Mal eine Wette: In ein paar Jahren wird es handyfreie Zonen geben, genauso wie es heute raucherfreie Zonen gibt. Die EU wird Gutachten über den Stressfaktor Mobilfunkbimmelei in Auftrag geben, einheitliche Schutzstandards definieren und bürgerfreundliche Regulierungen vorschlagen. Es dauert eben eine Weile, so die Lehren des Nikotins, bis gewisse Kulturpraktiken als gesundheitsschädlich anerkannt und abgestellt werden.
Schulen, das zeigt sich währenddessen auch in Sachen Handysucht, verdeutlichen uns gesamtgesellschaftliche Fehlentwicklungen wie unterm Brennglas.
In einer ruhigen Stunde an einem Ort im nördlichen Norddeutschland, wo man glückerlicher Weise nur die Wildgänse rauschen hört, erzählte mir ein Freund – er ist seit kurzem Lehrer an einer Gesamtschule – folgende Geschichte: Er habe neulich in einer Unterrichtsstunde innerhalb von drei Minuten “die fünf möglichen Störungen durch Mobiltelefone” erlebt.

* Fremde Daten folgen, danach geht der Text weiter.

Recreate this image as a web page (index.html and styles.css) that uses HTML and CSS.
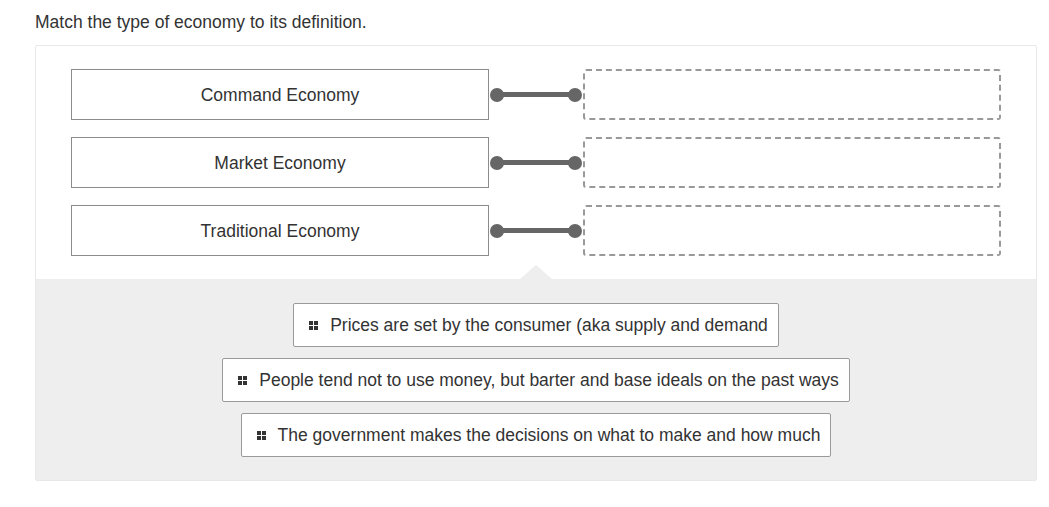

Als erstes, berichtet er, klingelte beim einem Schüler das Handy. Als der Freund den jungen Mann bat, das sich anschließende Gespräch (!) zu beenden, bemerkte er, wie unter der Nebentischplatte ein Nachbar damit beschäftigt war, eine sms zu verfassen. Zwei andere Schüler sahen sich ein Pornofilmchen auf dem Display an.
Noch bevor der Freund mit all seiner Autorität durchgreifen konnte, vernahm er hinter sich eine seltsam blechernen Türkpopp-Melodie. Er stammte – Sie ahnen es – aus einem Handy, dessen Besitzer mit demselben auf den Tisch gestiegen war, um einen geschmeidigen Hüfttanz vorzuführen. Den Versuch des Freundes, den jungen Mann zum Herunterkommen zu bewegen, dokumentierte ein fünfter Beteiligter mit seiner Handykamera.
“Was soll ich machen?”, fragt der Freund. “Wenn ich in so einer Situation ausflippe, landet das Video nachher bei YouTube.” Er gebe schon Kollegen, denen das passiert sei.
Ich redete dem Freund zu: Mach es öffentlich! Prangere es an! Erzähl den Menschen von deinem Schicksal! Die Risiken und Nebenwirkungen des Handymissbrauchs, die gehen schließlich uns alle an.